I grew up a believer in variety above all else, in quantity over quality, in “change of pace” (I heard that in a Lipton tea commercial and it stayed with me). No matter what you looked like, the way to improve your looks, I believed, was to change them. All through the sixties I fought nature, wore my face like a mask, my clothes like armor and my hair, that pinned, clipped, rolled, taped, teased, washed, set, sprayed mass, meant to hang straight forever—I wore it like a hat.
Oh, the money that went into make-up! We never bought the cheap Woolworth’s stuff, my friends and I, because you don’t skimp on Beauty, and the more expensive the make-up, the better it must be. Mostly we paid for the packaging: blusher (that was 1960s talk for the unthinkable—rouge) in a tiny thumb-sized compact with a little swivel-out brush attached with a chain; false eyelashes that we never really wore except in the bathroom, packed in pastel carrying cases; lip glosses arranged like paints in a water-color box; face powder with silver sparkles; cheekbone contour brushes to give us the emaciated look. Lipsticks sometimes came in flowerpots and doll shapes (that’s what they were—toys, finger paints you applied to skin instead of paper). Eyeshadow swung in colored globes and psychedelic buckets from the belts in our hip-hugger bell bottoms.
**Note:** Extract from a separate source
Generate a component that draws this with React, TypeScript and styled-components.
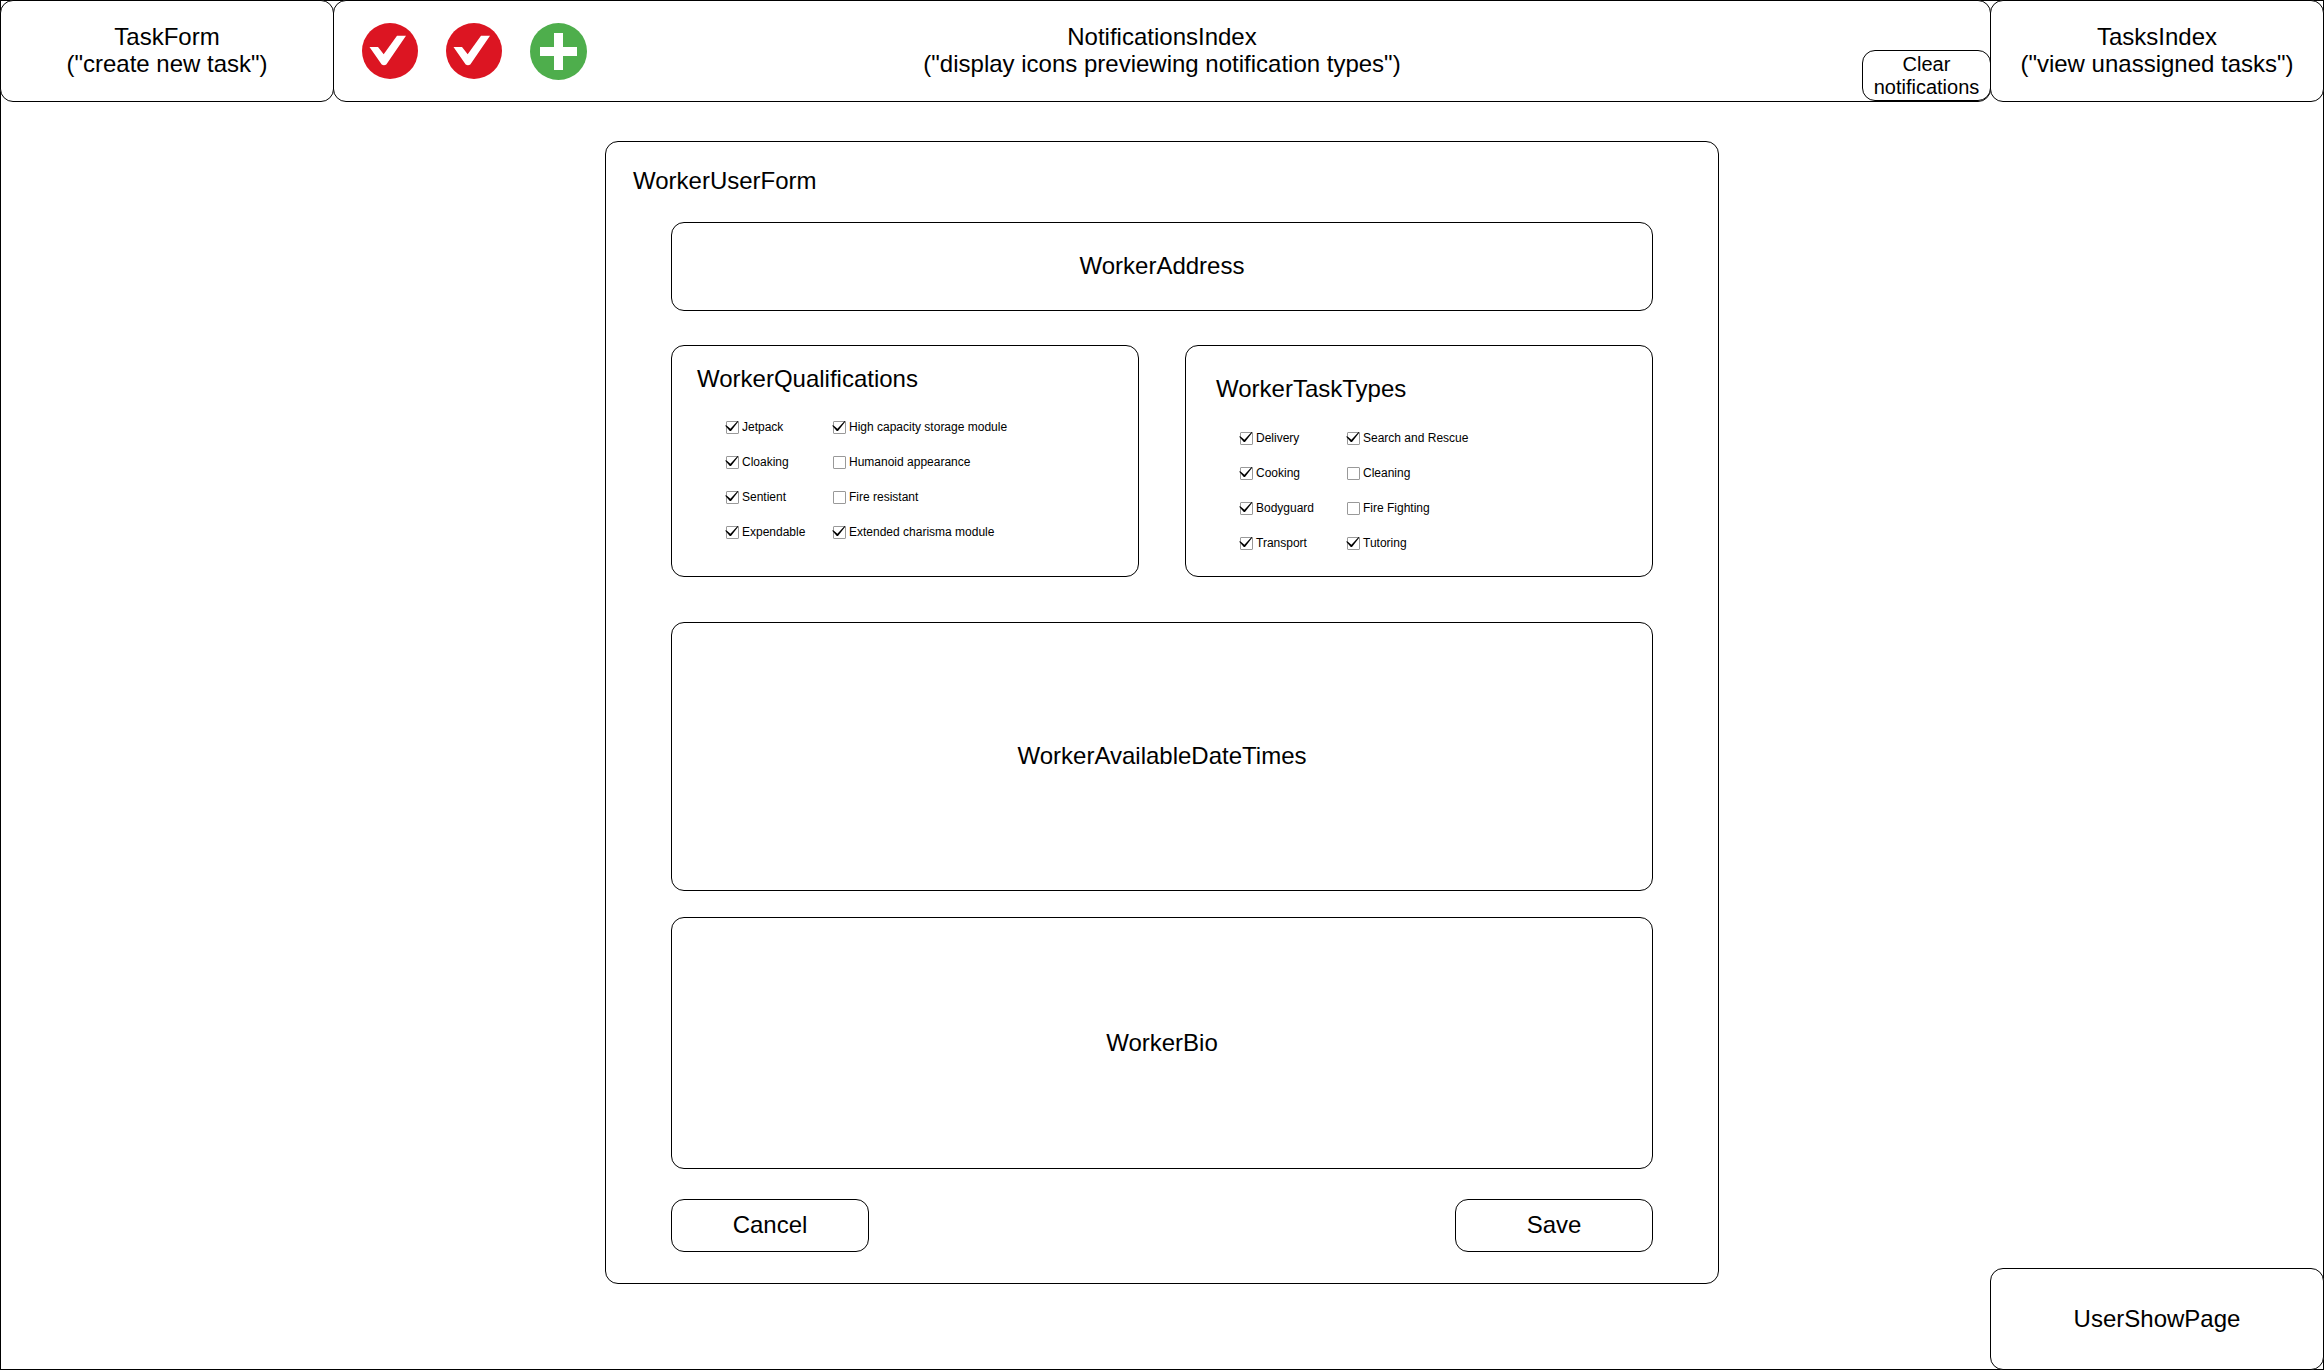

Make-up was joyously synthetic back then, before the natural look, before organic skin creams and lipsticks whose aim was to be invisible and ads for “down to earth” cosmetics filled with genuine Arizona mud. It was the era of fads, white lips and rainbow eyelids and, for one brief period, an idea that never caught on—body painting. Yardley sold (or didn’t sell, but tried to) buckets of purple, pink, orange and green paint and rollers to apply it with—to legs (instead of stockings) and arms (instead of sleeves) and even faces. No one at my school wore it because along with the desire to be the first one to get noticed, we were all afraid of going too far, and we stood for hours in front of the mirror, making sure that our see-through blouses (with strategically placed pockets) didn’t show too much, agonizing over the exposure of a garter or a slip. (“Your slip is showing”—that dread whisper—always seemed a bit silly to me, when one of the big fashion fads of that year was dresses with matching bloomer-pantalets whose ruffle trailed at least an inch below the hem.) Those were loud, unsubtle, get-attention days, when wild and crazy and eye-catching meant fashionable.
Days that added up to the junk era. Every decade has its celluloid dolls and baseball cards, of course, and there are plenty of them still—overpriced, overpackaged make-up and flimsy toys that always look better in the catalogue, and breakfast cereals that taste like strawberry and marshmallow and chocolate. But we are more quality-conscious now, I think, aware, at least, of what it is we lack, and longing for a return to natural ingredients, solid old-fashioned construction and practical function. In the sixties it always seemed that we had money to burn; our quarters, like everything else, were disposable—you spent what you got, and never thought of waiting for dimes to become dollars, or dollars to turn into bank accounts. I shopped for the sake of shopping, always looking for new things that I didn’t need, with new needs constantly being invented. What I bought one Saturday would be gone by the next. Giant plastic earrings, glow-in-the-dark Yo-yos, posters, paper dresses, paper flowers, papier-mâché bracelets, polka-dotted knee socks, issues of
Mad
magazine.
It was a time for fads, the little interval before what we loved most was permanence. First Hula Hoops (two, three, four at once—little ones for arms and ankles and necks); mine always dropped early like horseshoes clanging as they landed in the dust around their target. Then there was Silly Putty, Super Balls, hi-riser bikes and bike motors, whose only function was to make a noise (Varooom!) when you rode, plastic trolls with glassy eyes and long ratty hair; Vac-u-form mold sets and a machine that made toys you could eat, and something called Super Stuff, a pink powder you added water to until it made a jelly-like pink goop. For about two weeks everybody at school had it. One boy I knew brought his stuff to Sunday school and threw it in the waist-length blond hair of a girl in his class, the kind of gesture that’s as close as sixth-grade boys can come, perhaps, to demonstrating love. That day her hair was finally proved to be natural gold and not a dye job, as I, and the other mousy brunettes had hoped and hinted to the world—we had ample time, in the hours that followed, picking the Super Stuff out of her curls, to study the roots. (They were whiter than ever against the screaming pink of the Stuff.) We gave up in the end, and the girl got a haircut. About a month later I found my old bag of Super Stuff, with a funny green mold that seemed to be crawling all along the bottom.
And all that junk—the flashy make-up and jewelry and fashions and the gadgets—all that has affected even our eating. We are the snack food generation, raised on potato chips and Orange Crush, Cocoa Puffs and Froot Loops, popsicles and a new type of peanut butter (why, among all the other things, does this especially shock me?) that comes with marshmallow fluff mixed in, right in the jar. Our hamburgers are so well-done they’re black, our orange juice is dehydrated, our vitamins come in the form of colored pills shaped like the Flintstones. Everything seems to be dried up or carbonated, colored, fancily packaged and, naturally, sugared.